Tuesday, August 10, 2010

Technical difficulties, please stand by

.....I'd like to apologize to any regular readers about the delay in posting, although this (unlike some previous delays) can't be attributed to my personal lethargy or shifting priorities. My hard drive blew and I'm only able to write this due to public library access. It may be the end of August before repairs or replacement are possible. On the plus side I am hand writing a back log of material and re-editing it before I transcribe to the blog. I am also updating unconfirmed appearances for the period overview entries. Confirmed appearances will be listed in the comments section for now until there are sufficient revisions to warrant a revised entry.
.....Our library (wisely) limits computer time to meet the considerable demand. I have also been spending some of the allocated time to maintain personal correspondance. For now, if you're new to the blog, enjoy the backlog and take advantage of the links. I'll update when possible.

Thursday, July 8, 2010

DP02-03 Showcase #96(12/77-01/78)[a]

.....FYI: This is a critical review of a comic book published over thirty years earlier. It was the third issue of a three issue arc. This blog's internal search can be used to find reviews of the previous two issues as well as related essays on the period by typing in the codes 'DP02-01' and 'DP02-02'.

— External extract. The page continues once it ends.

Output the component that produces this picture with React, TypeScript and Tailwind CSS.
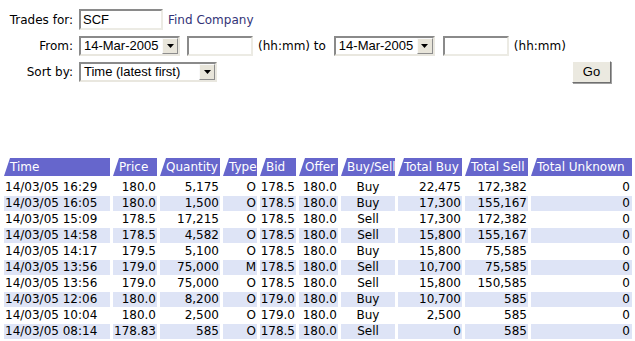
import React from "react";

const rows: string[][] = [
  ["14/03/05 16:29", "180.0", "5,175", "O", "178.5", "180.0", "Buy", "22,475", "172,382", "0"],
  ["14/03/05 16:05", "180.0", "1,500", "O", "178.5", "180.0", "Buy", "17,300", "155,167", "0"],
  ["14/03/05 15:09", "178.5", "17,215", "O", "178.5", "180.0", "Sell", "17,300", "172,382", "0"],
  ["14/03/05 14:58", "178.5", "4,582", "O", "178.5", "180.0", "Sell", "15,800", "155,167", "0"],
  ["14/03/05 14:17", "179.5", "5,100", "O", "178.5", "180.0", "Buy", "15,800", "75,585", "0"],
  ["14/03/05 13:56", "179.0", "75,000", "M", "178.5", "180.0", "Sell", "10,700", "75,585", "0"],
  ["14/03/05 13:56", "179.0", "75,000", "O", "178.5", "180.0", "Sell", "15,800", "150,585", "0"],
  ["14/03/05 12:06", "180.0", "8,200", "O", "179.0", "180.0", "Buy", "10,700", "585", "0"],
  ["14/03/05 10:04", "180.0", "2,500", "O", "179.0", "180.0", "Buy", "2,500", "585", "0"],
  ["14/03/05 08:14", "178.83", "585", "O", "178.5", "180.0", "Sell", "0", "585", "0"],
];

const headers = ["Time", "Price", "Quantity", "Type", "Bid", "Offer", "Buy/Sell", "Total Buy", "Total Sell", "Total Unknown"];

const align = [
  "text-left pl-[1px]",
  "text-right pr-[1px]",
  "text-right pr-[1px]",
  "text-right pr-[1px]",
  "text-right pr-[1px]",
  "text-right pr-[1px]",
  "text-center",
  "text-right pr-[1px]",
  "text-right pr-[1px]",
  "text-right pr-[2px]",
];

const gridCls =
  "grid grid-cols-[106px_44px_60px_34px_36px_39px_54px_64px_63px_101px] gap-x-[3px]";

function Select({ value, w }: { value: string; w: string }) {
  return (
    <div
      className={`${w} h-[20px] flex items-stretch bg-white border-2 border-t-[#8a8a8a] border-l-[#8a8a8a] border-b-[#e9e7df] border-r-[#e9e7df]`}
    >
      <span className="flex-1 pl-[3px] leading-[16px] font-['Liberation_Sans',Arial,sans-serif] text-[13px] text-black whitespace-nowrap overflow-hidden">
        {value}
      </span>
      <span className="w-[16px] bg-[#e8e5da] border border-t-[#fafafa] border-l-[#fafafa] border-b-[#8d8d8d] border-r-[#8d8d8d] flex items-center justify-center">
        <svg width="7" height="4" viewBox="0 0 7 4">
          <path d="M0 0h7L3.5 4z" fill="#000" />
        </svg>
      </span>
    </div>
  );
}

function TextBox({ w, value }: { w: string; value?: string }) {
  return (
    <div
      className={`${w} h-[20px] bg-white border-2 border-t-[#8a8a8a] border-l-[#8a8a8a] border-b-[#ecebe4] border-r-[#ecebe4] pl-[2px] leading-[16px] font-['Liberation_Sans',Arial,sans-serif] text-[13px] text-black`}
    >
      {value}
    </div>
  );
}

export default function App() {
  return (
    <div className="w-[635px] h-[341px] bg-white overflow-hidden font-['DejaVu_Sans',Verdana,sans-serif] text-[12px] text-black">
      <div className="pt-[9px]">
        <div className="flex items-center h-[21px]">
          <span className="w-[73px] text-right whitespace-nowrap">Trades for:</span>
          <div className="ml-[6px]">
            <div className="w-[84px] h-[21px] bg-white border-2 border-t-[#8a8a8a] border-l-[#8a8a8a] border-b-[#ecebe4] border-r-[#ecebe4] pl-[2px] leading-[17px] font-['Liberation_Sans',Arial,sans-serif] text-[13px] text-black">
              SCF
            </div>
          </div>
          <a className="ml-[5px] text-[#333377] whitespace-nowrap">Find Company</a>
        </div>
        <div className="flex items-center h-[20px] mt-[6px]">
          <span className="w-[73px] text-right">From:</span>
          <div className="ml-[6px]">
            <Select value="14-Mar-2005" w="w-[101px]" />
          </div>
          <div className="ml-[7px]">
            <TextBox w="w-[66px]" />
          </div>
          <span className="ml-[5px] whitespace-nowrap">(hh:mm) to</span>
          <div className="ml-[8px]">
            <Select value="14-Mar-2005" w="w-[101px]" />
          </div>
          <div className="ml-[8px]">
            <TextBox w="w-[66px]" />
          </div>
          <span className="ml-[5px] whitespace-nowrap">(hh:mm)</span>
        </div>
        <div className="flex items-center h-[22px] mt-[5px]">
          <span className="w-[73px] text-right whitespace-nowrap">Sort by:</span>
          <div className="ml-[6px]">
            <Select value="Time (latest first)" w="w-[138px]" />
          </div>
          <button className="ml-auto mr-[24px] w-[39px] h-[22px] bg-[#ebe9e0] border border-t-[#ffffff] border-l-[#ffffff] border-b-[#6f6f6f] border-r-[#6f6f6f] shadow-[1px_1px_0_#a0a0a0] font-['Liberation_Sans',Arial,sans-serif] text-[13px] text-black leading-[20px]">
            Go
          </button>
        </div>
      </div>

      <div className="mt-[75px] pl-[4px]">
        <div className={`${gridCls} h-[18px] mb-[4px]`}>
          {headers.map((h) => (
            <div
              key={h}
              className="h-[18px] bg-[#6666cc] text-white pl-[6px] leading-[18px] whitespace-nowrap overflow-hidden [clip-path:polygon(6px_0,100%_0,100%_100%,0_100%)]"
            >
              {h}
            </div>
          ))}
        </div>
        {rows.map((r, i) => (
          <div key={i} className={`${gridCls} h-[15px] mb-[1px]`}>
            {r.map((c, j) => (
              <div
                key={j}
                className={`${align[j]} h-[15px] leading-[15px] whitespace-nowrap ${
                  i % 2 === 1 ? "bg-[#dee4f6]" : "bg-white"
                }`}
              >
                {c}
              </div>
            ))}
          </div>
        ))}
      </div>
    </div>
  );
}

.....On June 16th, 1963 cosmonaut Valentina Tereshkova became the first woman in space, riding aboard Vostok-6. It turned out to be the last Vostok mission, a series that began with the first man in space to orbit the Earth, Yuri Gagarin, in April, 1961.

..... The details can be found here and here.

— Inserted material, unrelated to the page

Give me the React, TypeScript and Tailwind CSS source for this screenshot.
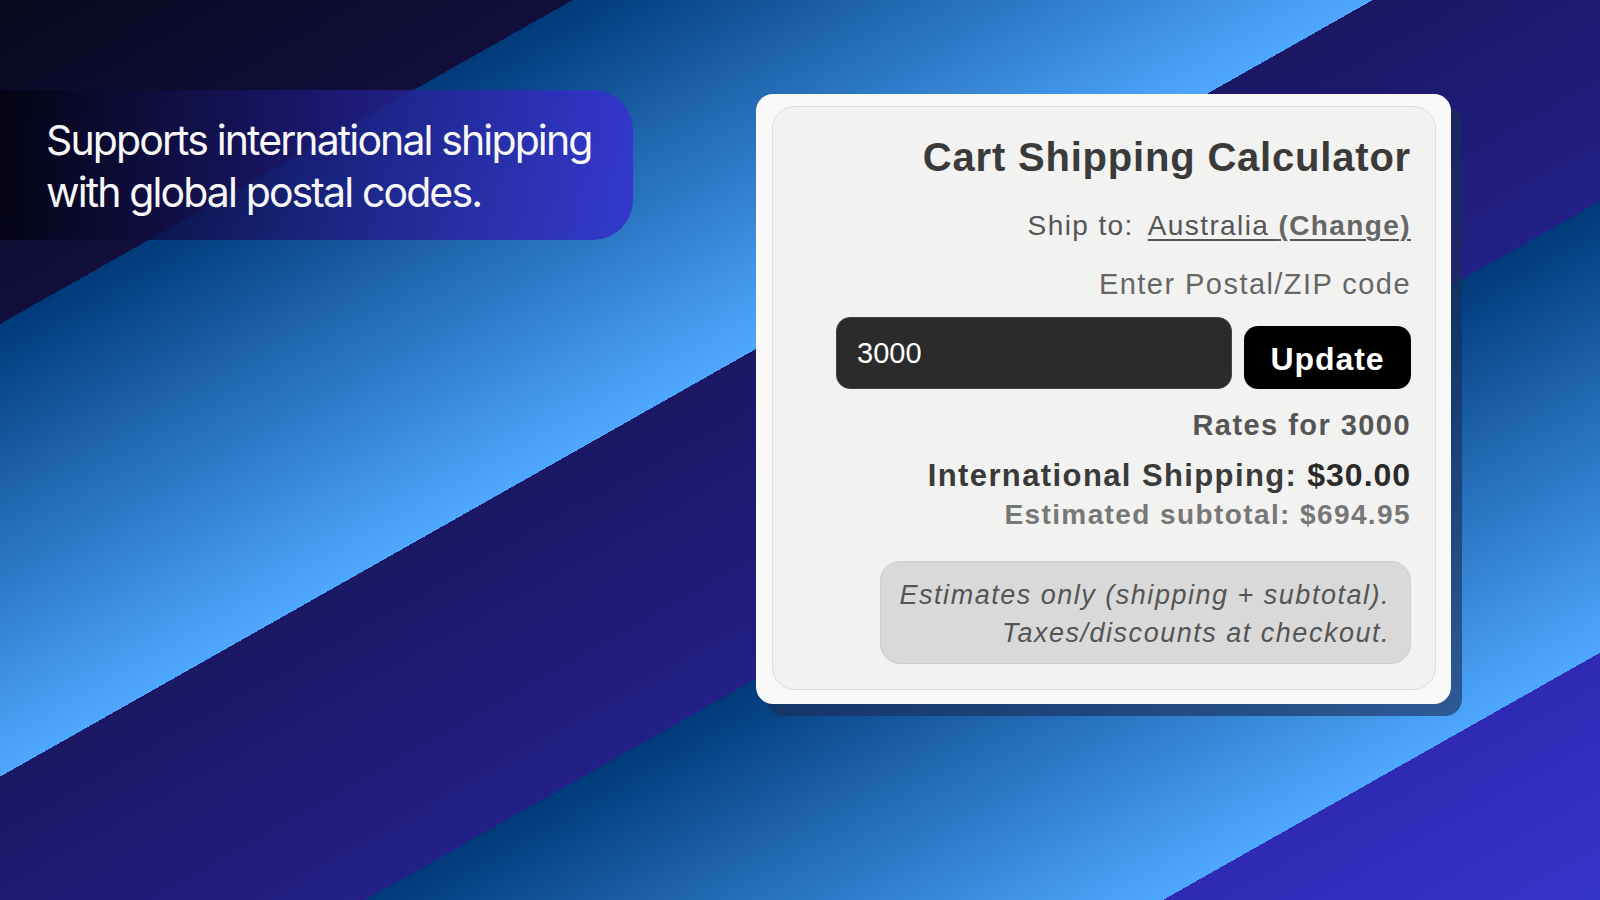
export default function App() {
  return (
    <div className="w-[1600px] h-[900px] overflow-hidden flex items-start bg-[linear-gradient(150.5deg,#09091f_0px,#120f3c_282px,#003a7a_282px,#4fa8ff_676px,#1a1763_676px,#221f86_963px,#003a7a_963px,#4fa8ff_1356px,#2e2ab4_1356px,#3535c8_100%)]">
      {/* Feature banner */}
      <div className="mt-[90px] w-[633px] h-[150px] rounded-r-[40px] pl-[46px] pt-[24px] bg-[linear-gradient(90deg,rgba(2,2,14,0.8),rgba(28,26,120,0.8)_50%,rgba(52,52,205,0.93))]">
        <p className="font-['Inter',sans-serif] text-[41px] leading-[52px] tracking-[-0.046em] text-[#f7f7f7]">
          Supports international shipping
          <br />
          with global postal codes.
        </p>
      </div>

      {/* Calculator card */}
      <div className="ml-[123px] mt-[94px] w-[695px] h-[610px] rounded-[17px] bg-[#f9f9f7] p-[12px] pl-[16px] pr-[15px] shadow-[11px_12px_0_rgba(28,45,85,0.62)]">
        <div className="h-[584px] rounded-[23px] border border-[#dcdcda] bg-[#f2f2f1] pt-[27px] pr-[24px] flex flex-col items-end text-right font-['Liberation_Sans',Arial,sans-serif]">
          <h2 className="text-[40px] leading-[47px] font-bold tracking-[0.02em] text-[#3a3a3a]">
            Cart Shipping Calculator
          </h2>

          <div className="mt-[28px] text-[28px] leading-[34px] tracking-[0.05em] text-[#555]">
            <span>Ship to:</span>
            <span className="ml-[14px] underline underline-offset-[4px] decoration-[2px]">
              Australia <b className="text-[#666]">(Change)</b>
            </span>
          </div>

          <div className="mt-[24px] text-[29px] leading-[35px] tracking-[0.05em] text-[#666]">
            Enter Postal/ZIP code
          </div>

          <div className="mt-[15px] flex items-end gap-[12px]">
            <input
              readOnly
              value="3000"
              className="w-[396px] h-[72px] rounded-[14px] border border-[#444] bg-[#2b2b2b] pl-[20px] text-[29px] text-white font-['Liberation_Sans',Arial,sans-serif] outline-none"
            />
            <button className="w-[167px] h-[63px] rounded-[14px] bg-black pt-[3px] text-white text-[32px] font-bold tracking-[0.03em]">
              Update
            </button>
          </div>

          <div className="mt-[19px] text-[29px] leading-[35px] font-bold tracking-[0.05em] text-[#555]">
            Rates for 3000
          </div>

          <div className="mt-[14px] text-[31px] leading-[37px] font-bold tracking-[0.045em] text-[#3a3a3a]">
            International Shipping: <span className="text-[32px] text-[#2a2a2a] tracking-[0.03em]">$30.00</span>
          </div>

          <div className="mt-[4px] text-[28px] leading-[34px] font-bold tracking-[0.05em] text-[#777]">
            Estimated subtotal: $694.95
          </div>

          <div className="mt-[29px] w-[531px] rounded-[20px] border border-[#cdcdcd] bg-[#d9d9d9] pt-[14px] pb-[11px] pr-[20px] text-[27px] leading-[38px] italic tracking-[0.056em] text-[#555]">
            Estimates only (shipping + subtotal).
            <br />
            Taxes/discounts at checkout.
          </div>
        </div>
      </div>
    </div>
  );
}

.....The week before Gagarin went up, Journey Into Mystery #69(06/61) and Patsy Walker #95(06/61) became the first comic books to carry the "MC" logo, signifying the first public expression of the new Marvel Comics identity that had been clawing its way out of Atlas' grave since 1957. That fall, Fantastic Four #1(11/61) used the space race as a premise for what would become Marvel's flagship title. For the next few years the leap-frogging accomplishments of the USA and USSR space programs were echoed by Marvel and DC feverishly introducing new characters to capitalize on the public's renewed interest in super-heroes. The significance of this point in comics history was not lost on Warren Ellis, who used the ripple effect of Fantastic Four on comics publishing as a premise for his Planetary series. Fans of the Doom Patrol would no doubt recognize the importance of Tereshkova's historic flight to their favorite series. Not only was it coincidently during the same month as the cover date of the DP's first appearance but provided the name of one of its later members: Lt. Col. Valentina Vostok.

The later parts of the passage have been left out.